保守論客の独り言

社会の様々な問題に保守の視点で斬り込みます

元日社説を読む(1) ~朝日社説~

パンデミックが世界を覆い尽くす速度は昔日の比ではない。

 地球環境は「気候危機」に立ち至った。

 核の恐怖を伝える「終末時計」は昨年、人類滅亡まで「残り100秒」を指し、史上最悪を記録した。

 いずれも、現代文明が産み落としたグローバルな巨大リスクである》(1月1日付朝日新聞社説)

 おどろおどろしい筆致である。「パンデミック」、「地球温暖化」、「核兵器」。成程、これらは<現代文明が産み落としたグローバルな巨大リスク>なのかもしれない。が、1つひとつを具体的に見ていけば、おそらくその印象は違ってくるだろう。

 第1の指摘は、世界的感染拡大の速度が昔と比べて速くなっているということである。間違ってはならないのは、<パンデミック>が怖いという話ではなく、物流の速度が増せば感染拡大の速度も増すということである。

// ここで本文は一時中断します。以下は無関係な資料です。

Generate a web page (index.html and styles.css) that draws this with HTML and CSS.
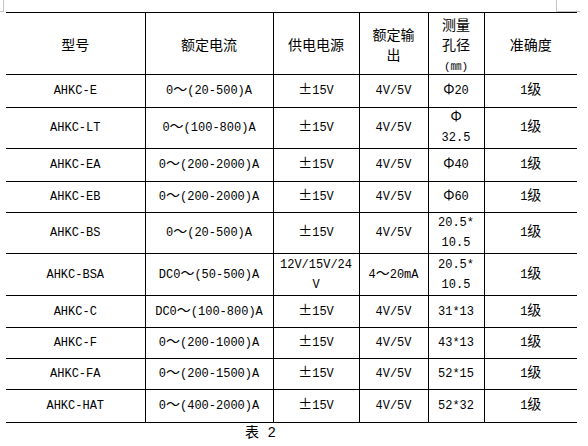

 グローバリズムにも光があれば影もある。何事もその両面を見なければならないという当たり前の原理である。つまり、グローバリズムの行き過ぎには注意しなければならないということである。

 次の指摘「地球温暖化」は、ほとんどの日本人にとって紛う方(まごうかた)無き「真実」ということなのだろうが、実際は単純極まりないCO2原因仮説に過ぎず、地球の気温がCO2濃度で決まるなどという話を信じるのは愚かと言うより他はない。

 例えば、昨今大型台風が来れば、すぐ「地球温暖化」と結び付けて考えられるから、「地球温暖化」がさも問題であるかのように思われてしまうが、日本に来た最大級の台風は1960年前後のものであり「地球温暖化」が言われる前のものである。何でもかんでも「地球温暖化」の所為(せい)にしてしまっては事の本質を見誤る。

 最後の指摘「終末時計」は実際の時間を表すものではない。<人類滅亡まで「残り100秒」>などという言い方は終末を煽る「カルト」である。20××年に地球は滅亡するという話と何ら変わらない。

《3・11の東日本大震災福島原発事故の3カ月半後、政府の復興構想会議が出した提言の一節が思い出される。

 「われわれの文明の性格そのものが問われているのではないか」》(同)

 こういう突拍子もないことを言っても意味がない。実際、こういう哲学的命題を胸に政治がおこなわれてきた節はない。「モリカケ・桜・学術会議」などとは余りにも位相が違い過ぎる。

《人類に豊かさをもたらしたはずの文明が、人類に牙をむく。この逆説を、改めて深く銘記せざるをえない》(同)

 現実逃避そのものである。このようなことは自分たちの報道を分かった上で言って頂きたい。

《コロナ禍で傷んだ経済の再生を、脱炭素や生態系の保全といった気候変動への取り組みと連動させようという機運が生じている。「グリーンリカバリー(緑の復興)」である。